From Larkin’s perspective, the investment has been instrumental in helping to bolster Koin’s security and privacy capabilities while also giving the brand an international credibility that is hard to come by organically. These two factors have gone a long way to build trust with operators, which is an ultimate goal for any payment provider.

“Bringing (Euronet) into the frame, allowing them to help us improve security over every aspect of our solution top to bottom, was a big part of getting large operators comfortable with sharing data with us,” he notes.

“Knowing that we are living to GDPR standards for Europe, well above anything we’re required to do (in the U.S.), it’s allowed us to have conversations with foreign regulators because they’re very comfortable that we’re well-founded. Not just because we have good tech supporting us, but because we have true security data—data security as a corporate culture. It can’t be just a process. We think it’s a never-ending journey.”

In addition to third parties, both Marker Trax and Koin have also benefited tremendously from the unique perk of having Ellis Island as essentially an in-house property where they can test and refine their products and overall strategies, which is a huge advantage in a sector where operators are hesitant to turn over the keys.

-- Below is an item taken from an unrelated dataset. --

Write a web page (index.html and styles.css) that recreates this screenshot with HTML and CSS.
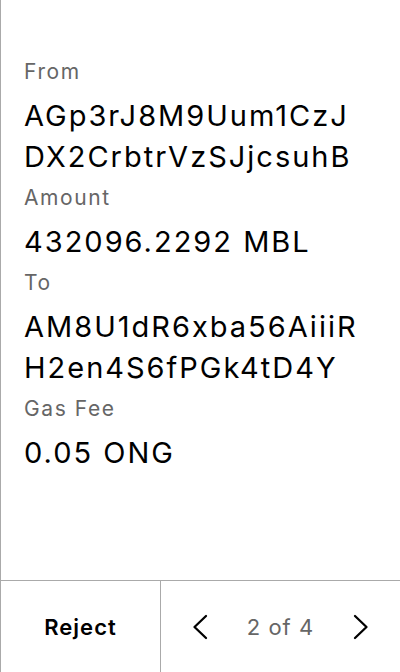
FILE: index.html
```html
<!DOCTYPE html>
<html>
<head>
<meta charset="utf-8">
<link rel="stylesheet" href="styles.css">
</head>
<body>
<div class="screen">
  <div class="details">
    <div class="field">
      <div class="label">From</div>
      <div class="value">AGp3rJ8M9Uum1CzJ<br>DX2CrbtrVzSJjcsuhB</div>
    </div>
    <div class="field">
      <div class="label">Amount</div>
      <div class="value">432096.2292 MBL</div>
    </div>
    <div class="field">
      <div class="label">To</div>
      <div class="value">AM8U1dR6xba56AiiiR<br>H2en4S6fPGk4tD4Y</div>
    </div>
    <div class="field">
      <div class="label">Gas Fee</div>
      <div class="value">0.05 ONG</div>
    </div>
  </div>
  <div class="footer">
    <div class="reject">Reject</div>
    <div class="pager">
      <svg class="chev" width="16" height="28" viewBox="0 0 16 28"><path d="M14 3 L2.5 14 L14 25" fill="none" stroke="#000" stroke-width="2.3" stroke-linecap="round" stroke-linejoin="round"/></svg>
      <span class="count">2 of 4</span>
      <svg class="chev" width="16" height="28" viewBox="0 0 16 28"><path d="M2 3 L13.5 14 L2 25" fill="none" stroke="#000" stroke-width="2.3" stroke-linecap="round" stroke-linejoin="round"/></svg>
    </div>
  </div>
</div>
</body>
</html>
```
FILE: styles.css
```css
html, body {
  margin: 0;
  padding: 0;
  background: #fff;
}
body {
  font-family: Inter, "Noto Sans", sans-serif;
  color: #000;
}
.screen {
  width: 400px;
  height: 672px;
  box-sizing: border-box;
  border-left: 1px solid #aaa;
  display: flex;
  flex-direction: column;
}
.details {
  flex: 1;
  padding: 60px 0 0 23px;
  display: flex;
  flex-direction: column;
  gap: 9px;
}
.label {
  font-size: 21px;
  line-height: 24px;
  color: #666;
  letter-spacing: 1.6px;
  margin-bottom: 11px;
}
.value {
  font-size: 29px;
  line-height: 41px;
  letter-spacing: 2px;
}
.footer {
  height: 91px;
  border-top: 1px solid #aaa;
  display: flex;
}
.reject {
  width: 159px;
  border-right: 1px solid #aaa;
  display: flex;
  align-items: center;
  justify-content: center;
  font-size: 22px;
  font-weight: 600;
  letter-spacing: 1px;
}
.pager {
  flex: 1;
  display: flex;
  align-items: center;
  justify-content: space-between;
  padding: 0 31px 0 31px;
}
.count {
  font-size: 22px;
  color: #666;
  letter-spacing: 1px;
}
.chev {
  display: block;
}
```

“Having Ellis Island as a platform to launch and refine our technologies has been invaluable,” Ellis contends. “Rather than just tests, though, these deployments demonstrate our confidence in our products’ value and reliability. We’ve built a tremendous amount of loyalty and trust with our customers over the years, and we have debuted Marker Trax and Koin innovations at Ellis Island with the confidence that we’re improving our customers’ experience.”

This arrangement not only saves money, but it also allows for a degree of experimentation that other providers simply don’t have in the development stages. In this way the property could be seen as a tangible edge in a competitive field, akin to a private basketball court for a star forward or an in-house recording studio for a budding virtuoso.

In Koin’s case, the pseudo-laboratory is just another competitive advantage in a sector that has become increasingly tight as far as adoption and implementation.

“It’s a big advantage—I don’t know of any of our competitors that have that to the degree we do,” Larkin says. “It lets us do things that others can’t in real time, to learn quickly and pivot. It’s also helped inform the company a little bit on how we operate with not just Ellis Island properties and Village Pubs and others, but with all of our casino partners that are truly partners and not just clients.”

The additional nuances of cashless credit make it so that Marker Trax’s development in particular might not have even been possible in the same way without the help of a partner casino like Ellis Island to help work through the aches and pains of changing an analog process that has operated in the same way for so long.

“It’s such a unique product because there’s underwriting, you’ve got KYC, you have to kind of put it out in the wild to see what works,” Skinner says. “Nobody, even the large-scale CMS operators, have the ability to do wide-scale testing on all sorts of different games and locations that have spotty Wi-Fi and all these different nuances to deliver cashless. So we are really fortunate that we have that property, and we continue to make Ellis Island the first property when we come up with a new feature set to test it out, and make sure it’s working right. We’ve been very fortunate to have that.”

Onward and Upward

In the next 12 to 18 months moving forward, both companies will look to expand their presence and build off of their respective foundations while also working together to get the most out of each other’s resources.

Larkin explains that Koin has “some very unique offerings that we’re in the process of bringing up and rolling out now for large destination Vegas Strip properties, as well as some very interesting products for tribal and specifically the route industry.” More than that, the company’s litany of financial experience will also continue to bear fruit.

“I think the big differentiator for Koin over companies competing for attention in the cashless environment today is the fact that we’re steeped in payments domain expertise,” he asserts. “Our leadership is unquestionably sound, proven, experienced and capable of bringing change.”

For Skinner and Marker Trax, the big driver moving forward is the launch of its B2C brand Moolah Play, which was announced late last year and will continue to be a focal point moving forward. Previously, Marker Trax allowed partners to brand the product to their property, but as the company continues to evolve and grow, Skinner feels that an established B2C brand in Moolah Play is the logical next step. Existing partners may also now rebrand their products to Moolah Play.

“I’m very excited to start migrating and moving all of our properties to Moolah Play,” he says. “Currently where we have Moolah Play available, it’s been great. The credit line usage is up 300 percent, the payback improvement by 350 percent. The abandonment rates within the application process have improved. Lots of positive feedback from our players.”

In the short- to intermediate-term, Skinner says he’d “like to be live with all of the CMS operators and their versions” for Moolah Play. Now that a lot of the initial tech and regulatory hurdles have been cleared, the team is ready to hit the ground running.

“The other thing in 12 to 18 months that we would like to see is to have the product have enough data coming in that we really have this thing on hyperdrive where we can put the gas on and scale this thing, and get locations live very quickly,” he says.

A lot has changed in the years since Ellis and his team first began the journey to digitize the casino payment and credit ecosystem, including the industry overall as well as Ellis Island itself, which in early April announced a new development plan that will add more than 6,400 square feet to the property by expanding the gaming floor and carving out additional back-of-house space. The project is expected to debut in early 2025.

But despite these changes, the mission has remained the same: to make things better, simpler, more efficient and more enjoyable—in other words, to continue to give the people what they want.

“Our aim has always been to lead the cashless revolution, but that’s driven by customer demand rather than mere technological advancement,” Ellis says. “As we move forward, we’ll continue to refine our technologies to align with consumer preferences and operational efficiencies. Our goal is not just innovation for innovation’s sake, but to truly improve the customer experience.”